Korupsi. Ya, itu masalahnya. Lihat bagaimana mereka yang di atas sana dengan enteng melakukannya, meraup uang yang sebenar hak orang banyak, tanpa banyak merasa berdosa. Korupsinya sering-sering berjamaah pula. Sudah gaji tinggi, ga perlu demo kayak buruh setiap kali minta tambah gaji, ehhhhh masih korupsi pula. Menyakitkan tho? Dannnn.... bagi saya lebih menyakitkan jika yang melakukan itu adalah mereka yang saya kenal. Sakitnya berlipat-lipat dah! Coba bayangkan jika suatu saat muncul di televisi pemberitaan soal korupsi dan pelakunya kita kenal secara personal sebagai pribadi yang baik dan bersih. Nyesek kan? Sakit hati kan? Pasti deh tidak akan berhenti dari sekedar ucapan “nggak nyangka ya dia begitu”. Dijamin dah kecewanya bakal berlipat ganda!

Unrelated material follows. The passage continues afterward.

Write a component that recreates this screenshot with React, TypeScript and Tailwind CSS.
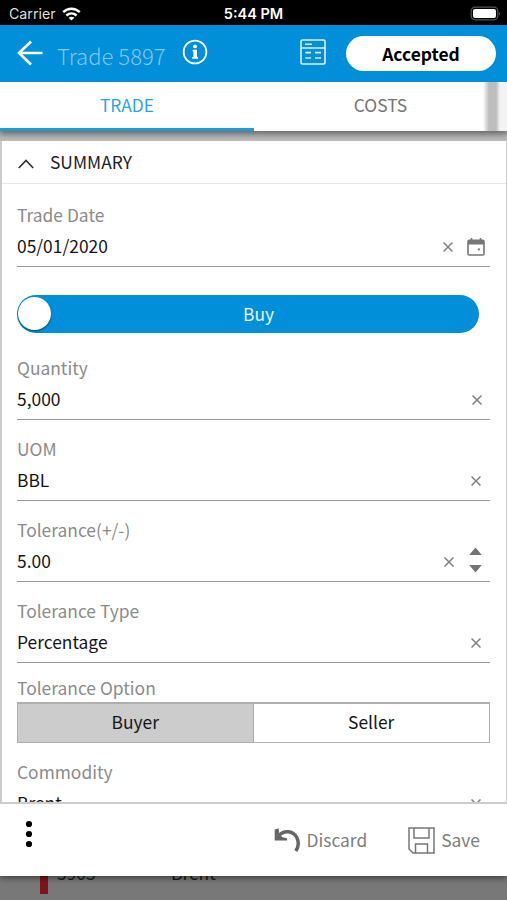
import { useState, type ReactNode } from 'react';

function ClearIcon({ className = '' }: { className?: string }) {
  return (
    <svg className={`h-[10px] w-[10px] ${className}`} viewBox="0 0 10 10" fill="none" stroke="#808080" strokeWidth="1.5">
      <path d="M0.5 0.5L9.5 9.5M9.5 0.5L0.5 9.5" />
    </svg>
  );
}

function Field({ label, value, children }: { label: string; value: string; children?: ReactNode }) {
  return (
    <div className="h-[81px] shrink-0 border-b border-[#999] pt-[17px]">
      <div className="h-6 text-[17.4px] leading-6 text-[#8b8b8b]">{label}</div>
      <div className="flex h-[39px] items-center justify-between">
        <span className="mb-px text-[17.4px] leading-6 text-[#151515]">{value}</span>
        <div className="flex items-center">{children}</div>
      </div>
    </div>
  );
}

function StatusBar() {
  return (
    <div className="grid h-[25px] shrink-0 grid-cols-3 items-center bg-black font-['Inter',sans-serif] text-white">
      <div className="flex items-center gap-[6px] pt-[2px] pl-[9px]">
        <span className="text-[14.2px] leading-5 text-[#ddd]">Carrier</span>
        <svg className="h-[14px] w-[19px]" viewBox="0 0 19 14" fill="none" stroke="white" strokeWidth="2.4">
          <path d="M1.2 5.2C6 0.6 13 0.6 17.8 5.2" />
          <path d="M4.4 8.5C7.4 5.7 11.6 5.7 14.6 8.5" />
          <path d="M9.5 13.6L6.6 10.8C8.2 9.3 10.8 9.3 12.4 10.8Z" fill="white" stroke="none" />
        </svg>
      </div>
      <div className="pt-[2px] text-center text-[14.5px] leading-5 font-semibold">5:44 PM</div>
      <div className="flex items-center justify-end pt-px pr-[6px]">
        <svg className="h-[15px] w-[31px]" viewBox="0 0 31 15" fill="none">
          <rect x="1.2" y="1.2" width="26.6" height="12.6" rx="3.8" stroke="#555" strokeWidth="1.2" />
          <rect x="3" y="3" width="23" height="9" rx="2" fill="white" />
          <path d="M29 5.2Q30.6 7.5 29 9.8Z" fill="#666" />
        </svg>
      </div>
    </div>
  );
}

function Header() {
  return (
    <div className="flex h-[57px] shrink-0 items-center bg-[#008fd8] pr-[11px] pl-[17px] text-white">
      <svg className="mb-[2px] h-[26px] w-[26px] shrink-0" viewBox="0 0 26 26" fill="none" stroke="white" strokeWidth="2.6">
        <path d="M25.5 13H2M14 1.5L2 13L14 24.5" />
      </svg>
      <span className="ml-[14px] w-[109px] pt-[2px] text-[22.1px] leading-7 font-light whitespace-nowrap text-[#82c6ec]">Trade 5897</span>
      <svg className="mb-[3px] ml-[16px] h-[26px] w-[26px] shrink-0" viewBox="0 0 26 26" fill="none" stroke="white">
        <circle cx="13" cy="13" r="11.4" strokeWidth="1.8" />
        <circle cx="13" cy="7.4" r="1.9" fill="white" stroke="none" />
        <path d="M10.6 10.8H15V18H16V19.7H10.2V18H11.4V12.5H10.6Z" fill="white" stroke="none" />
      </svg>
      <svg className="mb-[3px] ml-auto h-[26px] w-[26px]" viewBox="0 0 26 26" fill="none" stroke="#d9effb" strokeWidth="1.6">
        <rect x="1" y="1" width="24" height="24" rx="1.5" />
        <path d="M1 9H25M5 5.2H12M5.4 13.6H11M15 13.6H21M5.4 19H11M15 19H21" />
      </svg>
      <div className="ml-5 flex h-[35px] w-[150px] items-center justify-center rounded-full bg-white text-[17.4px] leading-6 font-bold text-black">
        Accepted
      </div>
    </div>
  );
}

function Tabs() {
  const [tab, setTab] = useState('trade');
  return (
    <div className="relative z-10 flex h-[49px] shrink-0 bg-white text-[17.4px] leading-6 shadow-[0_2px_7px_1px_rgba(0,0,0,0.5)] [clip-path:inset(0_0_-10px_0)]">
      <button
        onClick={() => setTab('trade')}
        className={`w-[254px] border-b-[3px] ${tab === 'trade' ? 'border-[#1b9cd8] text-[#2ba6dc]' : 'border-white text-[#757575]'}`}
      >
        TRADE
      </button>
      <button
        onClick={() => setTab('costs')}
        className={`w-[253px] border-b-[3px] ${tab === 'costs' ? 'border-[#1b9cd8] text-[#2ba6dc]' : 'border-white text-[#757575]'}`}
      >
        COSTS
      </button>
      <div className="absolute top-0 right-0 flex h-[49px] w-[24px]">
        <div className="w-[6px] bg-linear-to-r from-white to-[#bdbdbd]" />
        <div className="w-[7px] bg-[#bdbdbd]" />
        <div className="w-[4px] bg-linear-to-r from-[#bdbdbd] to-[#f3f3f3]" />
        <div className="w-[7px] bg-[#f3f3f3]" />
      </div>
    </div>
  );
}

export default function App() {
  const [option, setOption] = useState('Buyer');

  return (
    <div className="flex h-[900px] w-[507px] flex-col overflow-hidden bg-[#7a7a7a] font-['Noto_Sans_CJK_SC',sans-serif]">
      <StatusBar />
      <Header />
      <Tabs />

      <div className="flex h-[673px] shrink-0 flex-col bg-[#bdbdbd] pt-[10px]">
        <div className="flex min-h-0 flex-1 flex-col overflow-hidden border-r border-b-2 border-l-2 border-[#ccc] bg-white">
          <div className="flex h-[43px] shrink-0 items-center border-b border-[#e6e6e6] pl-[16px]">
            <svg className="mt-[3px] h-[10px] w-[16px]" viewBox="0 0 16 10" fill="none" stroke="#333" strokeWidth="1.7">
              <path d="M0.8 9L8 1.5L15.2 9" />
            </svg>
            <span className="mb-px ml-4 text-[17.4px] leading-6 text-[#222]">SUMMARY</span>
          </div>

          <div className="flex flex-col pt-[2px] pr-[16px] pl-[15px]">
            <Field label="Trade Date" value="05/01/2020">
              <ClearIcon className="mr-[14px]" />
              <svg className="mr-[5px] h-[18px] w-[18px]" viewBox="0 0 18 18" fill="none" stroke="#777" strokeWidth="1.6">
                <rect x="1" y="2.3" width="16" height="14.7" rx="1.2" />
                <path d="M1 3H17V6.5H1Z" fill="#777" stroke="none" />
                <path d="M4.5 0V3M13.5 0V3" />
                <rect x="10.8" y="10.4" width="2" height="2" fill="#777" stroke="none" />
              </svg>
            </Field>

            <div className="mt-[28px] mb-[6px] flex h-[38px] w-[462px] shrink-0 items-center rounded-full bg-[#008fd8] pl-px">
              <div className="mb-px h-[33px] w-[33px] rounded-full bg-white shadow-[0_1px_2px_rgba(0,0,0,0.5)]" />
              <span className="flex-1 pr-[13px] pb-px text-center text-[17.4px] leading-6 text-[#e6f5fd]">Buy</span>
            </div>

            <Field label="Quantity" value="5,000">
              <ClearIcon className="mr-[8px]" />
            </Field>
            <Field label="UOM" value="BBL">
              <ClearIcon className="mr-[9px]" />
            </Field>
            <Field label="Tolerance(+/-)" value="5.00">
              <ClearIcon className="mr-[15px]" />
              <svg className="mr-[8px] mb-[3px] h-[26px] w-[13px]" viewBox="0 0 13 26" fill="#757575">
                <path d="M6.5 0.5L12.8 8H0.2ZM6.5 25.5L0.2 18H12.8Z" />
              </svg>
            </Field>
            <Field label="Tolerance Type" value="Percentage">
              <ClearIcon className="mr-[9px]" />
            </Field>

            <div className="shrink-0 pt-[13px]">
              <div className="h-[26px] text-[17.4px] leading-6 text-[#8b8b8b]">Tolerance Option</div>
              <div className="grid h-[41px] grid-cols-2 border-[1.5px] border-t-2 border-[#b0b0b0] text-[17.4px] leading-6 text-[#151515]">
                {['Buyer', 'Seller'].map((name) => (
                  <button key={name} onClick={() => setOption(name)} className={option === name ? 'border-r border-[#aaa] bg-[#ccc] pb-[3px]' : 'bg-white pb-[3px]'}>
                    {name}
                  </button>
                ))}
              </div>
            </div>

            <Field label="Commodity" value="Brent">
              <ClearIcon className="mr-[9px]" />
            </Field>
          </div>
        </div>
      </div>

      <div className="relative z-10 flex h-[72px] shrink-0 items-center bg-white pr-[27px] pl-[25px] text-[17.4px] leading-6 text-[#7d7d7d] shadow-[0_2px_6px_rgba(0,0,0,0.5)] [clip-path:inset(0_0_-10px_0)]">
        <svg className="mb-[13px] h-[28px] w-[8px]" viewBox="0 0 8 28" fill="black">
          <circle cx="4" cy="4" r="3.1" />
          <circle cx="4" cy="14" r="3.1" />
          <circle cx="4" cy="24" r="3.1" />
        </svg>
        <button className="ml-auto flex items-center">
          <svg className="h-[25px] w-[27px]" viewBox="0 0 27 25" fill="none" stroke="#666">
            <path d="M4 8.5C10 1.5 19 2.5 22.8 9.5C25 14 24.5 19 21.8 23" strokeWidth="3.5" />
            <path d="M0.7 1.5L4.6 0.3L5.4 6.5L8.5 9.2L13.2 10.2L13 12.6H0.7Z" fill="#666" stroke="none" />
          </svg>
          <span className="mb-px ml-[6px]">Discard</span>
        </button>
        <button className="ml-[41px] flex items-center">
          <svg className="h-[27px] w-[27px]" viewBox="0 0 27 27" fill="none" stroke="#777" strokeWidth="1.5">
            <path d="M1 1H26V26H5L1 22Z" />
            <path d="M6 1V11H21V1M7.5 26V17H19.5V26" />
          </svg>
          <span className="mb-px ml-[6px]">Save</span>
        </button>
      </div>

      {/* Trade list behind the dialog */}
      <div className="flex h-[24px] shrink-0 overflow-hidden bg-[#787878] pl-[40px] text-[17.4px] leading-6 text-[#181818]">
        <div className="h-[18px] w-[8px] bg-[#7d161c]" />
        <div className="-mt-[15px] ml-[9px] w-[114px]">5903</div>
        <div className="-mt-[15px]">Brent</div>
      </div>
    </div>
  );
}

Kali ini teman saya yang mau nyaleg tadi angkat bicara. “Halooooo... saya belum jadi, belum korupsi, dan tidak berkeinginan untuk korupsi lhoooo... Kok semua pada bertingkah seakan saya sudah pasti akan korupsi ya?” Dia mengatakannya sambil tersenyum-senyum. Saya jadi merasa berdosa. Lalu lanjutnya, “Percayalah, tetap ada orang-orang yang punya komitmen dan dedikasi untuk menjadikan negeri ini lebih baik. Negara ini tak akan pernah jadi lebih baik jika semua memilih berada di luar lapangan saja. Masuk ke lapangan dan buat perubahan!” Lagi-lagi saya diam.

Nah, jadi bagaimana? Ya bagaimana lagi, saya cuma berharap dia akan tetap pribadi yang saya kenal sekarang, pribadi yang berniat masuk agar dapat membuat perubahan di atas sana. Ya, semoga dia kuat untuk mewujudkan itu, ga cuma kayak saya yang bisanya berprasangka buruk..... hehhehehehehehe ....


2014 segera datang, selamat berjuang, Sahabat!